Со времен атамана графа Платова стольным городом Тихого Дона сделался Новочеркасск. Говорят, старый казачий городок тем провинился перед «Бихорь-Атаманом», что слишком далеко отстоял от хуторов, пожалованных новоиспеченному казачьему графу. С низменного левого берега столица перекочевала при Платове на высокий бугор, в 45 верстах выше Ростова, на правый берег рукава Дона — Тузлова.
С той поры начала шириться и цвести станица Новочеркасская. За сто лет порядком разрослась, украсилась прекрасным златоверхим собором, стала называться городом. Но станичная жизнь в ней не выветривалась.

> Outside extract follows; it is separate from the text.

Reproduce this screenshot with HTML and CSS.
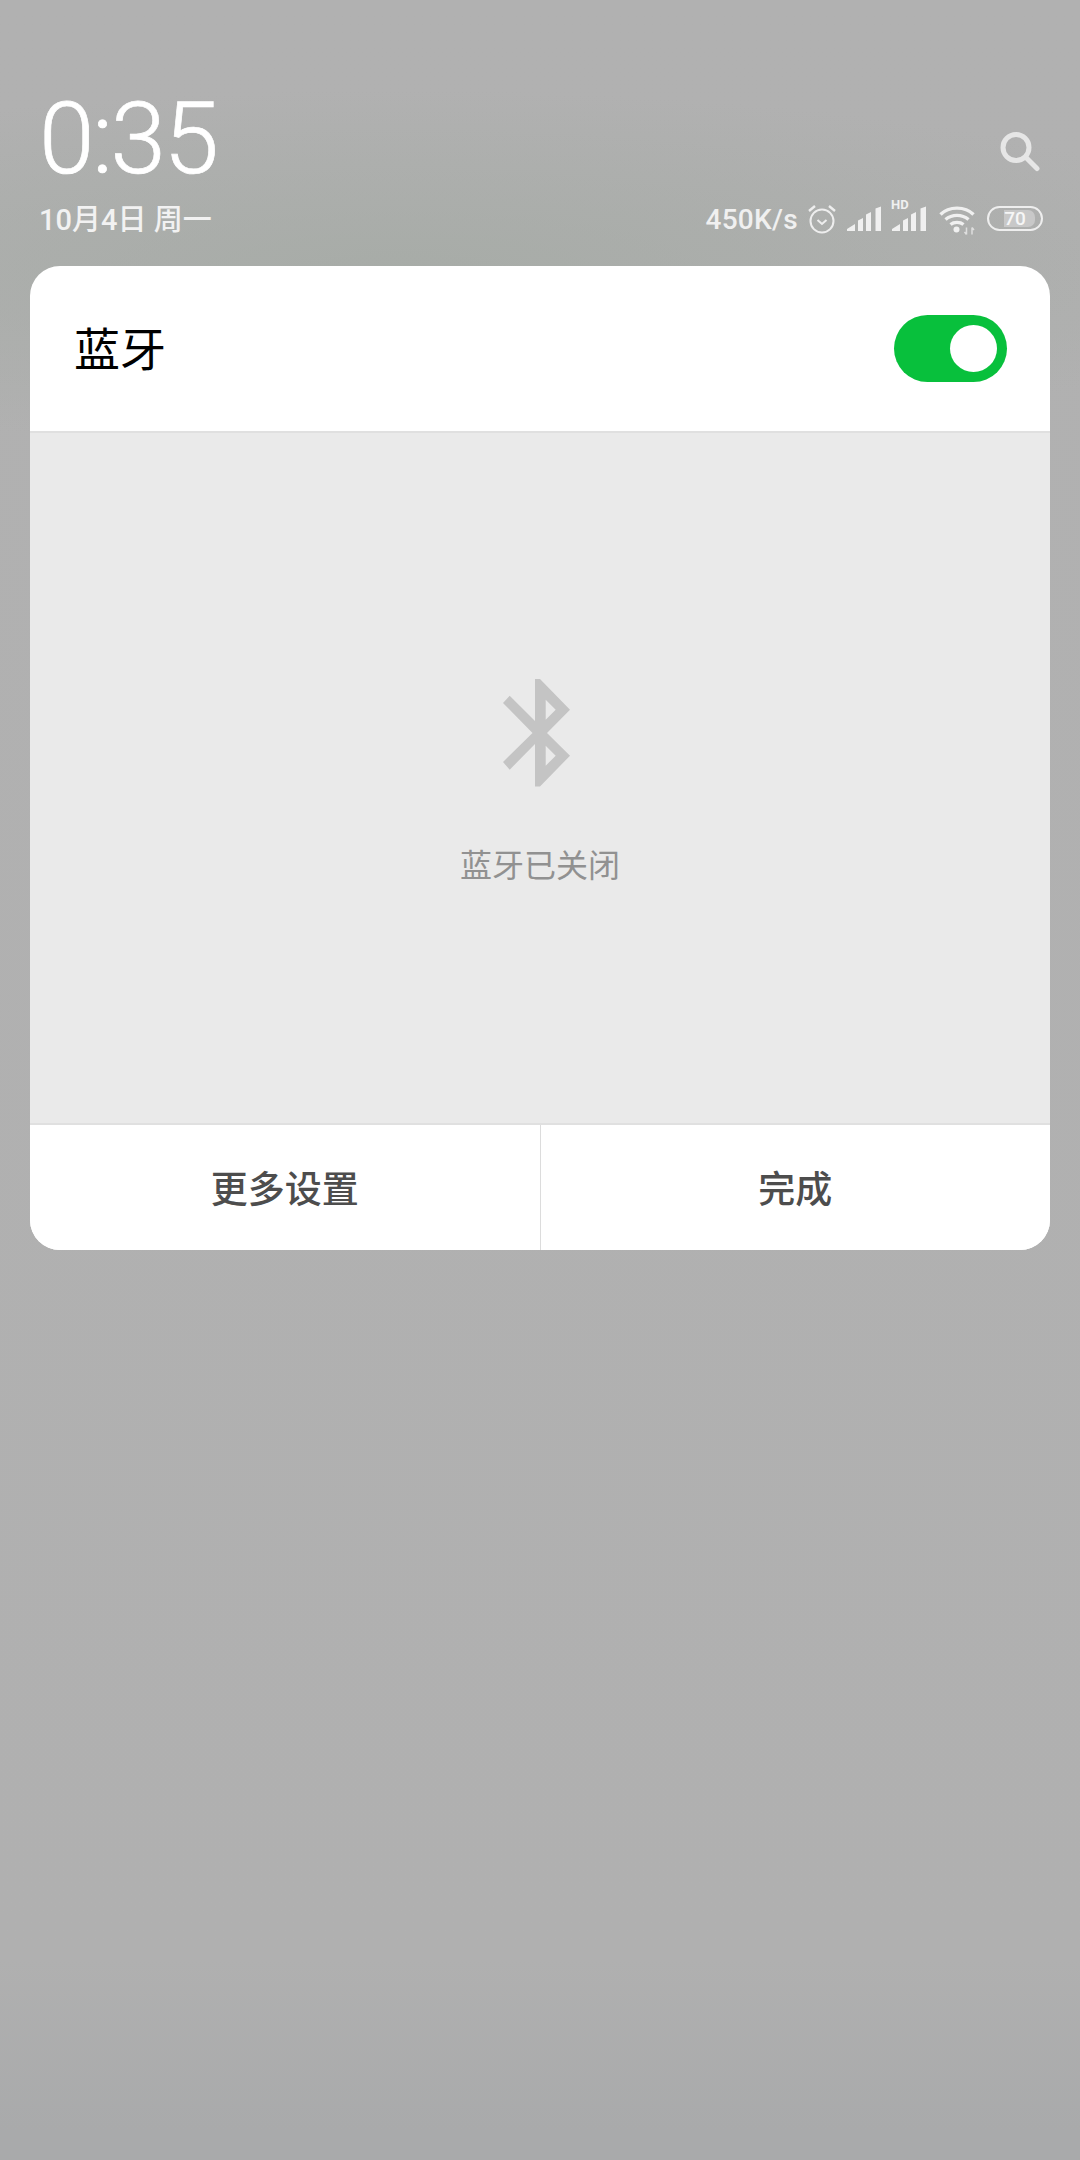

Стольному городу Дона было суждено навсегда оставаться только административным центром, скучным, серым городом, погруженным в глубокую спячку на манер той, какая царила в многочисленных его канцеляриях. Главная масса населения — офицеры, чиновники, казачьи старшины, жили тут так же, как на своих хуторах, — сыто, лениво, нелюбознательно, все больше по своим углам, погрязнув в своих мелких интересах.
На широких плановых местах прежние мазанки сменились двухъэтажными кирпичными домами. Но сады остались подле них, глубокие, почти в полквартала, с беседками по углам, торчавшими над улицей, как древние сторожевые вышки над степной равниной. С этих вышек, заросших плющом, любопытные женские глазки пристальным взглядом встречали и провожали редкого уличного пешехода.

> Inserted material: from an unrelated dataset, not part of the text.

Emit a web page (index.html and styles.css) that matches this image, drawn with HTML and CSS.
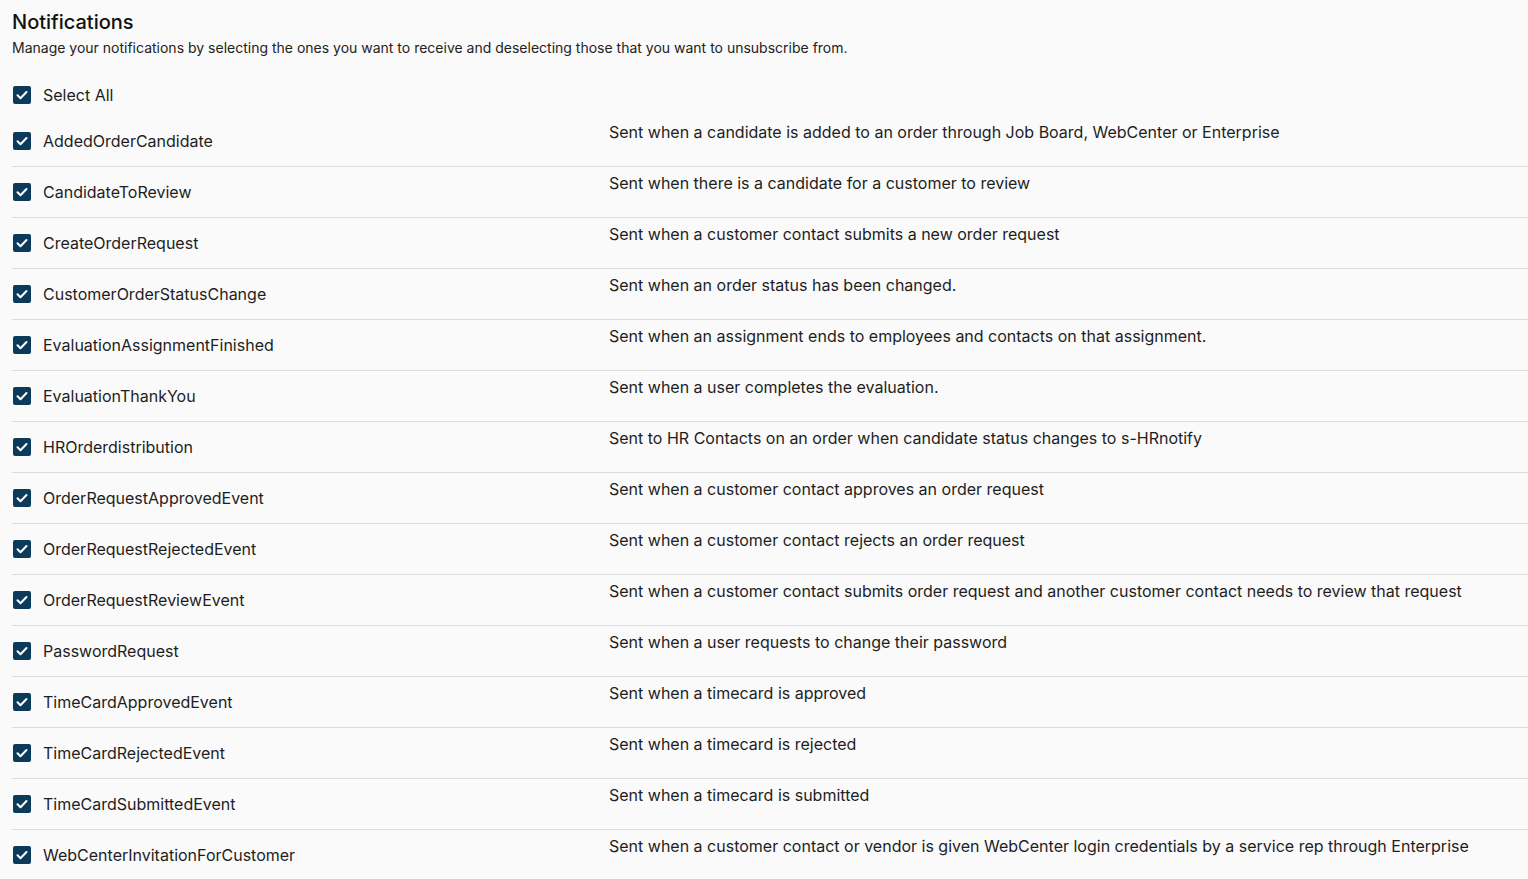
FILE: index.html
```html
<!DOCTYPE html>
<html lang="en">
<head>
  <meta charset="UTF-8" />
  <title>Notifications</title>
  <link rel="stylesheet" href="styles.css">
</head>
<body>
  <div class="page">
    <h1 class="title">Notifications</h1>
    <p class="subtitle">Manage your notifications by selecting the ones you want to receive and deselecting those that you want to unsubscribe from.</p>

    <label class="check select-all">
      <span class="box"><svg viewBox="0 0 18 18"><path d="M4.5 9.2l3 3 6-6.2" /></svg></span>
      <span>Select All</span>
    </label>

    <div class="list" id="list"></div>
  </div>

  <script>
    // notification rows
    const items = [
      ['AddedOrderCandidate', 'Sent when a candidate is added to an order through Job Board, WebCenter or Enterprise'],
      ['CandidateToReview', 'Sent when there is a candidate for a customer to review'],
      ['CreateOrderRequest', 'Sent when a customer contact submits a new order request'],
      ['CustomerOrderStatusChange', 'Sent when an order status has been changed.'],
      ['EvaluationAssignmentFinished', 'Sent when an assignment ends to employees and contacts on that assignment.'],
      ['EvaluationThankYou', 'Sent when a user completes the evaluation.'],
      ['HROrderdistribution', 'Sent to HR Contacts on an order when candidate status changes to s-HRnotify'],
      ['OrderRequestApprovedEvent', 'Sent when a customer contact approves an order request'],
      ['OrderRequestRejectedEvent', 'Sent when a customer contact rejects an order request'],
      ['OrderRequestReviewEvent', 'Sent when a customer contact submits order request and another customer contact needs to review that request'],
      ['PasswordRequest', 'Sent when a user requests to change their password'],
      ['TimeCardApprovedEvent', 'Sent when a timecard is approved'],
      ['TimeCardRejectedEvent', 'Sent when a timecard is rejected'],
      ['TimeCardSubmittedEvent', 'Sent when a timecard is submitted'],
      ['WebCenterInvitationForCustomer', 'Sent when a customer contact or vendor is given WebCenter login credentials by a service rep through Enterprise']
    ];

    const list = document.getElementById('list');
    items.forEach(([name, desc]) => {
      const row = document.createElement('div');
      row.className = 'row';
      row.innerHTML = `
        <label class="check">
          <span class="box"><svg viewBox="0 0 18 18"><path d="M4.5 9.2l3 3 6-6.2" /></svg></span>
          <span>${name}</span>
        </label>
        <div class="desc">${desc}</div>`;
      list.appendChild(row);
    });
  </script>
</body>
</html>
```

FILE: styles.css
```css
* {
  box-sizing: border-box;
  margin: 0;
  padding: 0;
}

body {
  background-color: #fafafa;
  font-family: Inter, 'Noto Sans', sans-serif;
  color: #1a1a1a;
}

.page {
  padding: 10px 0 0 12px;
}

.title {
  font-size: 20px;
  font-weight: 500;
  line-height: 24px;
  color: #111;
}

.subtitle {
  font-size: 14px;
  line-height: 20px;
  margin-top: 4px;
  color: #222;
}

.check {
  display: flex;
  align-items: center;
  gap: 12px;
  font-size: 16px;
  color: #1e1e1e;
}

.select-all {
  margin-top: 22px;
  margin-bottom: 6px;
  height: 30px;
  padding-left: 1px;
}

.box {
  width: 18px;
  height: 18px;
  border-radius: 2px;
  background: #0c3a5b;
  display: flex;
  align-items: center;
  justify-content: center;
  flex-shrink: 0;
}

.box svg {
  width: 18px;
  height: 18px;
  fill: none;
  stroke: #fff;
  stroke-width: 2;
  stroke-linecap: round;
  stroke-linejoin: round;
}

.row {
  display: grid;
  grid-template-columns: 597px 1fr;
  height: 51px;
  border-bottom: 1px solid #dcdcdc;
}

.row:last-child {
  height: 50px;
  border-bottom: none;
}

.row .check {
  padding-left: 1px;
}

.desc {
  font-size: 16px;
  line-height: 20px;
  padding-top: 6px;
  color: #1e1e1e;
}
```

— Кто? Знакомый или нет? Куда идет?
Больше ничем не могли заполнять свои досуги обитательницы стольного города.
Мужчины — если не дома, то в лагерях или канцеляриях. Их жены и дочери — в садовых наблюдательных пунктах.
Совсем другим темпом протекала жизнь в близком Ростове, сросшемся, на манер сиамских близнецов, с армянской Нахичеванью.